-Re: Question on Join algorithms in PIG
Johnny Zhang 2013-04-18, 05:33
Beside three implementation you mentioned, there is also the default join,
which needs map and reduce phase.
replicated join doesn't require data sets to be sorted. You just need to
make sure second input is the smaller input.
These two classes are related to merged join:
/** Merge Join indexer is used to generate on the fly index for doing Merge
* It samples first record from every block of right side input.
* and returns tuple in the following format :
* (key0, key1,...,position,splitIndex)
* These tuples are then sorted before being written out to index file on
2. physical logical operator classes is POMergeJoin.java
On Wed, Apr 17, 2013 at 9:59 PM, Yunming Zhang
> I am working on a research project optimizing Join algorithms implemented
> in MapReduce.
> My belief is that Pig currently has three types of Join implemented, the
> Replicated Join, Skewed Join and Merge Join. From my understanding reading
> the documentation, it seems that both Replicated and Merge Join are map
> side Joins and Skewed Join is a reduce side join?

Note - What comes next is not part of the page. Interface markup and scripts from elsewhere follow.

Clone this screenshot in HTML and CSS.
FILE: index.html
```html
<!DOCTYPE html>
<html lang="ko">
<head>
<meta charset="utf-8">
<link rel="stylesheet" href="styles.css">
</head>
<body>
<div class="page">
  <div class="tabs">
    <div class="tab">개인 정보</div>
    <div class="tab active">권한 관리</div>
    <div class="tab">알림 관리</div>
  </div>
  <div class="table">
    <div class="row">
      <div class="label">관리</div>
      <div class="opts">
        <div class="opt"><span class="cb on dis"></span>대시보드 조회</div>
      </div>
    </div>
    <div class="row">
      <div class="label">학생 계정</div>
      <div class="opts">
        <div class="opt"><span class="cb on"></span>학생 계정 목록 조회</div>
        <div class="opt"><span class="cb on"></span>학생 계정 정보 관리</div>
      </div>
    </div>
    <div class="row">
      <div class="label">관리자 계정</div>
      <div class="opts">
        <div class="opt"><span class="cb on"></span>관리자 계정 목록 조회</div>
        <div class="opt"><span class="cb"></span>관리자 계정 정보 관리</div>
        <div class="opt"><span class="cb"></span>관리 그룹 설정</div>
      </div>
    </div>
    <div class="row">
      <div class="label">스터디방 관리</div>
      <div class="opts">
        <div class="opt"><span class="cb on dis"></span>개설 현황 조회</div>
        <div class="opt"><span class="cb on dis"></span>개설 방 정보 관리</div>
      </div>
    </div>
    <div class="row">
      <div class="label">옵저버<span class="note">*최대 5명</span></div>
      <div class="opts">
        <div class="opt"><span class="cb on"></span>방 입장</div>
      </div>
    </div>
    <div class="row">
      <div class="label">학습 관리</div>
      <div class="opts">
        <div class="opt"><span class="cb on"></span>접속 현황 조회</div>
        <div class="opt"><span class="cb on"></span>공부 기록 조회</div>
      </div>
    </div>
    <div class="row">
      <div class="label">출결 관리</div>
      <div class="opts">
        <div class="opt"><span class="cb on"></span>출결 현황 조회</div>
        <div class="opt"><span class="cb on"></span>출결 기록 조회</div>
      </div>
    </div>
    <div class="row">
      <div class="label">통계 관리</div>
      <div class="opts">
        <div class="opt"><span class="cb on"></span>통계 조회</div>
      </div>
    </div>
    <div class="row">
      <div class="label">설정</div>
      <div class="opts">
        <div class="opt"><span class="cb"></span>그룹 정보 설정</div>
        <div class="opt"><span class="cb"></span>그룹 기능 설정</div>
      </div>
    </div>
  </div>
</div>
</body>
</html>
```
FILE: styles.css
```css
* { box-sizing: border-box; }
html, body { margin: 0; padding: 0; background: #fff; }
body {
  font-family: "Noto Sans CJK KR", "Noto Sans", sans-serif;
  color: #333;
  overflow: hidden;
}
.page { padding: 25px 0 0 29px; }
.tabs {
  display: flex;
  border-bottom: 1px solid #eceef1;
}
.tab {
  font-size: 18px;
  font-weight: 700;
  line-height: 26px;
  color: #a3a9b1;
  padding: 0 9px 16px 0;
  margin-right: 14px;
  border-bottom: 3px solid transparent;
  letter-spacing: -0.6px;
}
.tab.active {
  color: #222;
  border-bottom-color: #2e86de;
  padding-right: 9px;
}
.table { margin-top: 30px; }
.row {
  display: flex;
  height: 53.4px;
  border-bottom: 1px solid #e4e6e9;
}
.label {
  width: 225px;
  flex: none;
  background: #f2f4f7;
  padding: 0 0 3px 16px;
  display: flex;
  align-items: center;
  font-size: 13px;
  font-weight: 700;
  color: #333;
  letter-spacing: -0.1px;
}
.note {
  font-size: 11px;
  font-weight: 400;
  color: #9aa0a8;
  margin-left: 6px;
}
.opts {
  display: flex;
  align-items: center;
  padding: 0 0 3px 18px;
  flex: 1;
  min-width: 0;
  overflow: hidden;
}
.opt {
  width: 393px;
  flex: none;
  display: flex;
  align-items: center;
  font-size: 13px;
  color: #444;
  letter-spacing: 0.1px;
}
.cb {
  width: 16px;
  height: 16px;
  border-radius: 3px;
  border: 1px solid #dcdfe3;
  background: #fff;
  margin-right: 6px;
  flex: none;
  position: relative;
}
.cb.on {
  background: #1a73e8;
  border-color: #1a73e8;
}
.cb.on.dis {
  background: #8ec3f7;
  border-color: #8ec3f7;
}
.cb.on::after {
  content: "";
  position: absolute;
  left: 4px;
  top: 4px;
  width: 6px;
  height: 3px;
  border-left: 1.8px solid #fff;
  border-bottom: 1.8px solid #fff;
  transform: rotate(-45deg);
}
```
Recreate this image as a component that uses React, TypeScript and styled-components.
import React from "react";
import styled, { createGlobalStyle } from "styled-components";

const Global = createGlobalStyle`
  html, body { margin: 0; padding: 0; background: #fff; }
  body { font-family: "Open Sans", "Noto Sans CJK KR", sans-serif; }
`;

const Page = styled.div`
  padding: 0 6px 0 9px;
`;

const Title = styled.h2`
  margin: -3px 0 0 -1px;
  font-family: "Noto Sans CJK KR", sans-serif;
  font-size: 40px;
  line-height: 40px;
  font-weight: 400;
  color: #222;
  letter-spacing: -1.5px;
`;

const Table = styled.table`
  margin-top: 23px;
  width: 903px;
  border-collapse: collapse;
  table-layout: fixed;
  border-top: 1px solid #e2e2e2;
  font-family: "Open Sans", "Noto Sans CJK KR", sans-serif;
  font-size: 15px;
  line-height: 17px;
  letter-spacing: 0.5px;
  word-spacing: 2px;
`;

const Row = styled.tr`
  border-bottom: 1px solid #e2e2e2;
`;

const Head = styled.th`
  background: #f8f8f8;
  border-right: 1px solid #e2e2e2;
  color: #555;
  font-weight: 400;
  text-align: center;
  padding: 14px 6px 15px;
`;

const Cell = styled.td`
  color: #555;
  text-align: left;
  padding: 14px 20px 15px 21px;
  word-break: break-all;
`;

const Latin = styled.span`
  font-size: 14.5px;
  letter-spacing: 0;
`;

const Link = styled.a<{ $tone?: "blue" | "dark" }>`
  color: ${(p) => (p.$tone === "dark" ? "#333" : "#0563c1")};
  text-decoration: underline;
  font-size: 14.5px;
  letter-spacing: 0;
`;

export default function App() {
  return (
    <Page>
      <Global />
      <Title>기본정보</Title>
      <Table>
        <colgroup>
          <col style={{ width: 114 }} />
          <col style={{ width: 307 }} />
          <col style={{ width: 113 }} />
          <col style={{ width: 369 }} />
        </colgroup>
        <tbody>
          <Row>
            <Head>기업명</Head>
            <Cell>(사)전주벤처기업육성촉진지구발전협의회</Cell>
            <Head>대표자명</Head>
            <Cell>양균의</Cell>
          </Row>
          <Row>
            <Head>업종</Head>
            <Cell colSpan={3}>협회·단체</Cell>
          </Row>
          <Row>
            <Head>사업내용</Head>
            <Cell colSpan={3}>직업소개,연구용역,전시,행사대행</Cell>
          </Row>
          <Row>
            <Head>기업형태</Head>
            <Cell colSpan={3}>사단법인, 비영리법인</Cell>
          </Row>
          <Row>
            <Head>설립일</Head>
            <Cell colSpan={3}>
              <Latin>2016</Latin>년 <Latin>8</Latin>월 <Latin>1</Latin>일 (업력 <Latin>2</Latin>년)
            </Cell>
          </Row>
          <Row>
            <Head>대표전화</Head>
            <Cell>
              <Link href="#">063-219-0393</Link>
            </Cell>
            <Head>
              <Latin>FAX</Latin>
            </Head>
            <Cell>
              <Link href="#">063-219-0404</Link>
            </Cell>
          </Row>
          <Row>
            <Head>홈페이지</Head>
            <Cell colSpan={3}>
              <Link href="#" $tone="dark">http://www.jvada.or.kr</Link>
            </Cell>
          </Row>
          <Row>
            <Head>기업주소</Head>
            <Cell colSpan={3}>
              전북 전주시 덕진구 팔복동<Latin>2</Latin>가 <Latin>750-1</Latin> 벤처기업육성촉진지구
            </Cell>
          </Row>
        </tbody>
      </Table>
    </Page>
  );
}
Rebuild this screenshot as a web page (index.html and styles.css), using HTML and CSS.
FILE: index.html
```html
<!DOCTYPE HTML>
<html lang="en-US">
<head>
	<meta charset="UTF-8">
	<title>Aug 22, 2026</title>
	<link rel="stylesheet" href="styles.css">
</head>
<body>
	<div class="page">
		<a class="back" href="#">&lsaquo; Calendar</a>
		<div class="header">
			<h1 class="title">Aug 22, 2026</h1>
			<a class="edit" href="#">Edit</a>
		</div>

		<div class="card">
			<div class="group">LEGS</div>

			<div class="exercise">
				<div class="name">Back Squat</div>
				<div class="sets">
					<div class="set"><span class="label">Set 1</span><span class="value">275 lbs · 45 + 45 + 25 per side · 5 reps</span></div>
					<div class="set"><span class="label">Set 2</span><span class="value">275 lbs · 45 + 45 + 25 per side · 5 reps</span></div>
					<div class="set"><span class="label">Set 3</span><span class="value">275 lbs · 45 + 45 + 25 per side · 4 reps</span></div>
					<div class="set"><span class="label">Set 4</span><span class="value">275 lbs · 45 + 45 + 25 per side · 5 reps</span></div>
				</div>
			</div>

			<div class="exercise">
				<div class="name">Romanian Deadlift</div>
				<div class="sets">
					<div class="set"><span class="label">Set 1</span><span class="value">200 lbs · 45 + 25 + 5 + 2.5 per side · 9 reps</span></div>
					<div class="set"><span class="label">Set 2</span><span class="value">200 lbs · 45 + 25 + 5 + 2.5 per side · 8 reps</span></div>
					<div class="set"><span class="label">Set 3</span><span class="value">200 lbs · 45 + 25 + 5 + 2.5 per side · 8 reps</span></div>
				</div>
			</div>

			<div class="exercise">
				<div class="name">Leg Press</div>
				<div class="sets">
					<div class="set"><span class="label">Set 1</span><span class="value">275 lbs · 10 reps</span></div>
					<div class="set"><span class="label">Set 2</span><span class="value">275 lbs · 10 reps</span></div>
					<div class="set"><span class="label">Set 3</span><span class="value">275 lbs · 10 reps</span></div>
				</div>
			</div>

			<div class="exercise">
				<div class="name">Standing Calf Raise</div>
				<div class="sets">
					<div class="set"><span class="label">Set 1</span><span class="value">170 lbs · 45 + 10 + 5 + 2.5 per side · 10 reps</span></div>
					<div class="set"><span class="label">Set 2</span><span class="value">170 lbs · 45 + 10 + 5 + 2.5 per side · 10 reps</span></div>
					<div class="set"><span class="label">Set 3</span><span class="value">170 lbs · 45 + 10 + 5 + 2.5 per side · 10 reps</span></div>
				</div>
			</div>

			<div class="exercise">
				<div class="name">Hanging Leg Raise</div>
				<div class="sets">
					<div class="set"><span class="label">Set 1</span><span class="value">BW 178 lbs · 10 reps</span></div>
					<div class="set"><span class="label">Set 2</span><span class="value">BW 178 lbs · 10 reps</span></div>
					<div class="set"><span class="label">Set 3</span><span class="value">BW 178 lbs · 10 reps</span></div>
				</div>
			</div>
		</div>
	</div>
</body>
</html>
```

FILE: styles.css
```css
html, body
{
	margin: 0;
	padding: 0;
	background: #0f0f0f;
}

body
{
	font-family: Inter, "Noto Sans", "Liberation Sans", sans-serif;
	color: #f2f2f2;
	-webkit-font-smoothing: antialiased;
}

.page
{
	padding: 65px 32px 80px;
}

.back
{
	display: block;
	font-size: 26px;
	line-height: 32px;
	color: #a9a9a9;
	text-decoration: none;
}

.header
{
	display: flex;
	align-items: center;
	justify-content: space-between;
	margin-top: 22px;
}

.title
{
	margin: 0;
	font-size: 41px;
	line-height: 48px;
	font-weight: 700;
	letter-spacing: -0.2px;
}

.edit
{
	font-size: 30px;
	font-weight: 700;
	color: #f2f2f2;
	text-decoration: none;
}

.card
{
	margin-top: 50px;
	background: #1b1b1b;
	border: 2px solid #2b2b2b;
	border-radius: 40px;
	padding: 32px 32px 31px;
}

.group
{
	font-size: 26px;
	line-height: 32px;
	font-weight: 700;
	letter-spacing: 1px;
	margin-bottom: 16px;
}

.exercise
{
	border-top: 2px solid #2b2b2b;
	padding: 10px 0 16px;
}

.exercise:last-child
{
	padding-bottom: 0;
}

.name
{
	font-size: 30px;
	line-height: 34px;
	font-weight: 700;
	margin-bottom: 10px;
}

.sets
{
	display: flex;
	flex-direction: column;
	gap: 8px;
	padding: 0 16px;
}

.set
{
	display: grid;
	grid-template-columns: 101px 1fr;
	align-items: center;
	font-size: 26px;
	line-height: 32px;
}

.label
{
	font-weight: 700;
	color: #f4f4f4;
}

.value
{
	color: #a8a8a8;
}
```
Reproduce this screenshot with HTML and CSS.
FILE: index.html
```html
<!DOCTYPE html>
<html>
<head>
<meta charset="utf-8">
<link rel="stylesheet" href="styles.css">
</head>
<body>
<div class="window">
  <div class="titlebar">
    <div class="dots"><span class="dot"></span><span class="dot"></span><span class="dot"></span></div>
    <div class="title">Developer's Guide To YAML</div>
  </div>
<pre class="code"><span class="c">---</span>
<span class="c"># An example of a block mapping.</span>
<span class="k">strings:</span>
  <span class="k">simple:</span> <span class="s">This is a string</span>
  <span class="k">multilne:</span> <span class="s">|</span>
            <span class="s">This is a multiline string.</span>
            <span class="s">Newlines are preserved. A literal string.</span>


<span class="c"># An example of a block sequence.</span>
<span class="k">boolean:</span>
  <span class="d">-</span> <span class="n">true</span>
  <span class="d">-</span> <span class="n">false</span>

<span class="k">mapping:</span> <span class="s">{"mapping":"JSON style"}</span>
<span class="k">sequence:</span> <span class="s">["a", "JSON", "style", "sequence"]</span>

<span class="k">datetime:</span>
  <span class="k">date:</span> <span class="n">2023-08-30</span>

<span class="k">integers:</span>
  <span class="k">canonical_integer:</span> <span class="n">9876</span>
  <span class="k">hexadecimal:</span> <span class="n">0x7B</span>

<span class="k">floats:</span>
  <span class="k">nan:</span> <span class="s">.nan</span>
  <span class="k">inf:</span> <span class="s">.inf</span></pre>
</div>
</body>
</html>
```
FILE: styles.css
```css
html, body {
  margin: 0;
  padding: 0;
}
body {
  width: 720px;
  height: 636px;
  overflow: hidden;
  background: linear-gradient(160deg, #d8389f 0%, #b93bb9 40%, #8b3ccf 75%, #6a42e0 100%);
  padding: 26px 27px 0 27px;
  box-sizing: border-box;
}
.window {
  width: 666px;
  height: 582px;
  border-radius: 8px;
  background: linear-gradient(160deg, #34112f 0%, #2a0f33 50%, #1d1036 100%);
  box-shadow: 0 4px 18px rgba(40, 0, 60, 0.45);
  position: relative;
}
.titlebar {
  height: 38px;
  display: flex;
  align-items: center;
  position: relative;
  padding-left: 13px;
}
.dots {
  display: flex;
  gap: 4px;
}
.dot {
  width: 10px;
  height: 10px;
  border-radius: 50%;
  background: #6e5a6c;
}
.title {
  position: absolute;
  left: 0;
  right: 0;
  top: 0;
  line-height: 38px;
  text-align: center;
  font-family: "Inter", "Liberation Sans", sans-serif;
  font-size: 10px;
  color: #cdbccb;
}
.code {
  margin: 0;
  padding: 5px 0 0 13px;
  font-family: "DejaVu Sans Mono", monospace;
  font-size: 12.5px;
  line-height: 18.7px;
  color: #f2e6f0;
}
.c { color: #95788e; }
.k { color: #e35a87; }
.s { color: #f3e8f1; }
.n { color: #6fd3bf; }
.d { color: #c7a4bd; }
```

> Overall, I have a few questions,
> 1. Does replicated Join requires the data sets to be sorted? (I know merge
> join requires sorted datasets)
> 2. Can anyone point me to the actual implementation of the Map Reduce
> program that is generated by Pig with these three different kinds of joins?
> Or the code that maps Pig to Hadoop Map Reduce Join algorithm?
> I found the POMergeJoin, POSkewed Join, but I still couldn't figure out
> how the actual MapReduce implementation would look like?